ホンダヨンダメモ/Z

読書メモ。読んだもの観たもの聴いたもの。

マームとジプシー『cocoon』

 この水曜日、東京芸術劇場でマームとジプシー『cocoon』を観た(マチネ)。幾人かの信頼できる人が観ることを強く薦めていたので、並んで当日券を買い求めて観たのだ。そして、たしかに2時間ほどの舞台に引き込まれ、終わったあと、満たされるものが確実に体に残った。

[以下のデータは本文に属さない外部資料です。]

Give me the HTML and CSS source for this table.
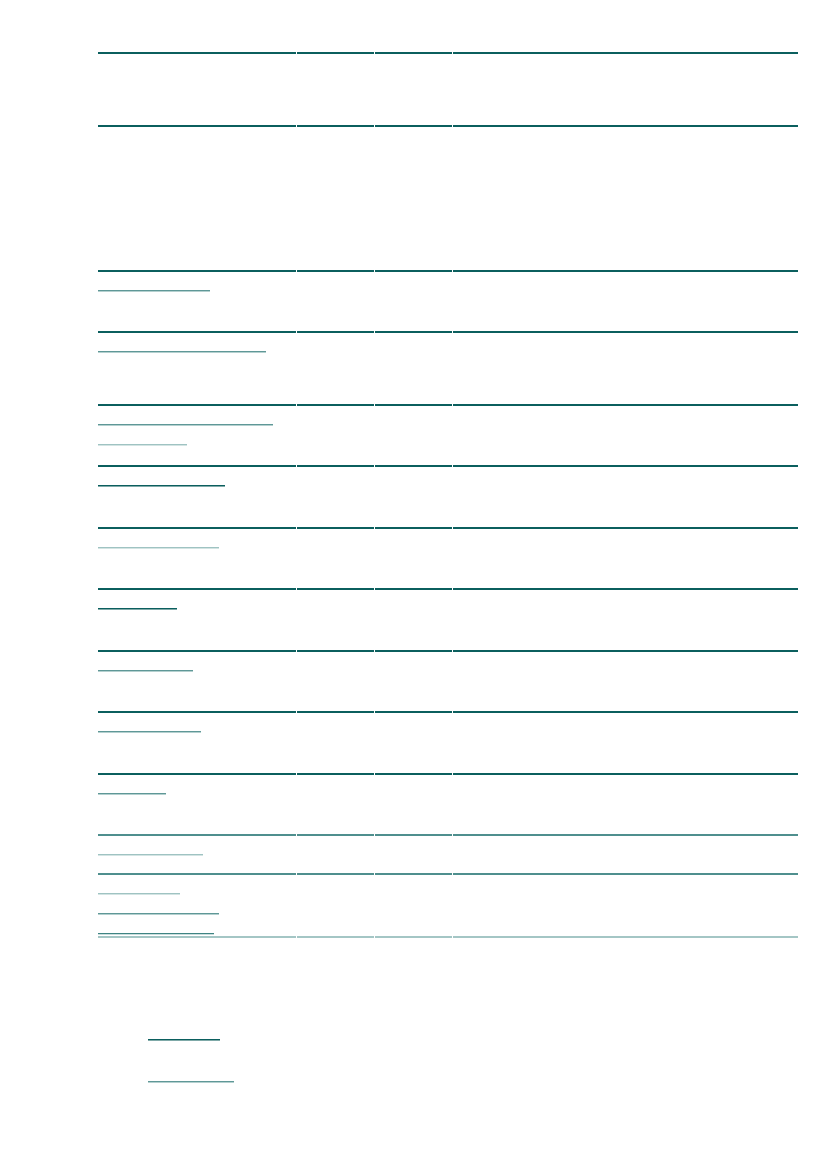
FILE: index.html
```html
<!DOCTYPE html>
<html lang="en">
<head>
<meta charset="utf-8">
<title>Index</title>
<link rel="stylesheet" href="styles.css">
</head>
<body>
<div class="page">
  <div class="tbl">
    <div class="row h73">
      <div class="c">Name</div><div class="c">Size</div><div class="c">Date</div><div class="c">Description</div>
    </div>
    <div class="row h145">
      <div class="c"></div><div class="c"></div><div class="c"></div><div class="c"></div>
    </div>
    <div class="row h61">
      <div class="c"><a class="lnk mid w112" href="#">Overview</a></div><div class="c"></div><div class="c"></div><div class="c"></div>
    </div>
    <div class="row h73">
      <div class="c"><a class="lnk mid w168" href="#">Getting started</a></div><div class="c"></div><div class="c"></div><div class="c"></div>
    </div>
    <div class="row h61">
      <div class="c"><a class="lnk mid w175" href="#">Installation guide</a><a class="lnk light w89" href="#">Notes</a></div><div class="c"></div><div class="c"></div><div class="c"></div>
    </div>
    <div class="row h62">
      <div class="c"><a class="lnk dark w127" href="#">Configuration</a></div><div class="c"></div><div class="c"></div><div class="c"></div>
    </div>
    <div class="row h61">
      <div class="c"><a class="lnk light w121" href="#">Usage examples</a></div><div class="c"></div><div class="c"></div><div class="c"></div>
    </div>
    <div class="row h62">
      <div class="c"><a class="lnk dark w79" href="#">Reference</a></div><div class="c"></div><div class="c"></div><div class="c"></div>
    </div>
    <div class="row h61">
      <div class="c"><a class="lnk mid w95" href="#">Changelog</a></div><div class="c"></div><div class="c"></div><div class="c"></div>
    </div>
    <div class="row h62">
      <div class="c"><a class="lnk mid w103" href="#">Downloads</a></div><div class="c"></div><div class="c"></div><div class="c"></div>
    </div>
    <div class="row h61">
      <div class="c"><a class="lnk mid w68" href="#">License</a></div><div class="c"></div><div class="c"></div><div class="c"></div>
    </div>
    <div class="row h39 soft">
      <div class="c"><a class="lnk light w105" href="#">Contributors</a></div><div class="c"></div><div class="c"></div><div class="c"></div>
    </div>
    <div class="row h65 soft last">
      <div class="c"><a class="lnk light w82" href="#">Support</a><a class="lnk mid w121" href="#">Mailing lists</a><a class="lnk darkmid w116" href="#">Issue tracker</a></div><div class="c"></div><div class="c"></div><div class="c"></div>
    </div>
  </div>
  <ul class="foot">
    <li><a class="lnk dark w72" href="#">Home</a></li>
    <li><a class="lnk mid w86" href="#">Parent</a></li>
  </ul>
</div>
</body>
</html>
```

FILE: styles.css
```css
html, body {
  margin: 0;
  padding: 0;
  background: #ffffff;
}
body {
  font-family: "Liberation Sans", Arial, sans-serif;
  font-size: 13px;
  color: #ffffff;
}
.page {
  padding: 52px 0 0 98px;
}
.tbl {
  width: 700px;
}
.row {
  display: grid;
  grid-template-columns: 198px 77px 77px 345px;
  column-gap: 1px;
}
.c {
  box-sizing: border-box;
  border-top: 2px solid #0b5f5e;
  padding-top: 1px;
  overflow: hidden;
}
.row.soft .c {
  border-top-color: #4f8f8e;
}
.row.last .c {
  border-bottom: 2px solid #a4c6c5;
}
.h39 { height: 39px; }
.h61 { height: 61px; }
.h62 { height: 62px; }
.h65 { height: 65px; }
.h73 { height: 73px; }
.h145 { height: 145px; }

.lnk {
  display: block;
  box-sizing: content-box;
  height: 17px;
  line-height: 17px;
  margin-bottom: 2px;
  color: #ffffff;
  text-decoration: none;
  white-space: nowrap;
  overflow: hidden;
  border-bottom: 1px solid #5e9a99;
  box-shadow: 0 1px 0 #c9dddc;
}
.lnk.dark { border-bottom-color: #0b5f5e; box-shadow: 0 1px 0 #7fa9a8; }
.lnk.darkmid { border-bottom-color: #3f8483; }
.lnk.mid { border-bottom-color: #5f9897; box-shadow: 0 1px 0 #b4d0cf; }
.lnk.light { border-bottom-color: #9fc3c2; box-shadow: 0 1px 0 #d3e4e3; }

.w68 { width: 68px; }
.w72 { width: 72px; }
.w79 { width: 79px; }
.w82 { width: 82px; }
.w86 { width: 86px; }
.w89 { width: 89px; }
.w95 { width: 95px; }
.w103 { width: 103px; }
.w105 { width: 105px; }
.w112 { width: 112px; }
.w116 { width: 116px; }
.w121 { width: 121px; }
.w127 { width: 127px; }
.w168 { width: 168px; }
.w175 { width: 175px; }

.foot {
  list-style: none;
  margin: 84px 0 0 0;
  padding: 0 0 0 50px;
}
.foot li {
  height: 42px;
}
```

 前売り券を買わなかったのは、1年前に三鷹で観た『ワタシんち、通過。のち、ダイジェスト。』がぼくには合わなかったから。今回以外にはそれしか観ていないのでなんとも言えないのだが、この劇団の特徴であるらしい、仮想の正面を変化させつつ動きと台詞をリフレインさせる手法、「現代口語演劇」のひとつ、というのか、の台詞回しと動きの「形」が意味的に連動していないスタイルが、作者/演出家の余裕なき強張り、のようなものを強く感じさせて、ちょっと辟易したのだった。舞台上にある「小さなウチワの世界」と中年後期のぼくとをつなぐ糸、たとえば普遍化の工夫、演劇全体のコンテキストとの関連づけ、フィクショナルなリアリティの確保、などのようなものがなかった、ように思えた。

 そのスタイルは今回も(もちろん?)踏襲されていて、特に前半はちょっと辛かったのだ。それがしかしひどく苦痛でなかったのは、おそらく登場人物の中心が女性の集団、10代の少女たち、であったからかな、という気がする。切れ目のないハイテンションな会話とその反復、は少女たちには違和感がない(実はこの劇団の男性俳優、特に今回台詞を持っていた人、は、かなーり苦手なのだ…)。これって偏見かな…

 さらに。台詞も、動きも、音楽も、スクリーンを使った舞台装置も、すべてが持続的にハイテンション、観ていてそのうっとうしさにまがりなりにも耐えられたのは、内容のゆえではないか?  南の島、戦争、無残に殺され餓死し自殺していく少女たち。登場人物ひとりひとりが陽気に紹介され世界が提示されていく前半では目立っていた劇団の「形」が、悲惨さを増す後半では次第に薄れていき、内容とセリフと俳優がストレートに意味を担いはじめると、舞台は俄然深みを帯びはじめる。中心俳優なのだろう青柳いづみ(すごく良い俳優!)の存在感が際立ちはじめる。

 ぼくは原作のマンガ、今日マチ子『cocoon』を読んでいる。良い作品だと思うが、内容とスタイル(と画力?)が少しかみ合っていない気がしていた。マームとジプシーもそうだけれど、絵なり「形」なりが内容や意味や展開をどうしようもなく引きずり回し、作者の手を離れて物語が動いてしまう、というような、読むもの・観るものにとって快楽を与えてくれる要素があまり感じられなかった。

 今回の舞台は、そのような両者が幸福な出会いをし、そして舞台外のコンテキスト(8月、政治状況、などなど)も後押しをして、良い芝居になったのではないか…。たぶん、センスがあって頭が良くて自信がある人どうし、たまにぶつかり合った方がいいんじゃないかと…。苦労して当日券とって観た甲斐があったし、俳優から発せられる言葉が観るものにリアルに届く場面が、確実にあった。隣の若い男性は途中で鼻をすすっていたよ。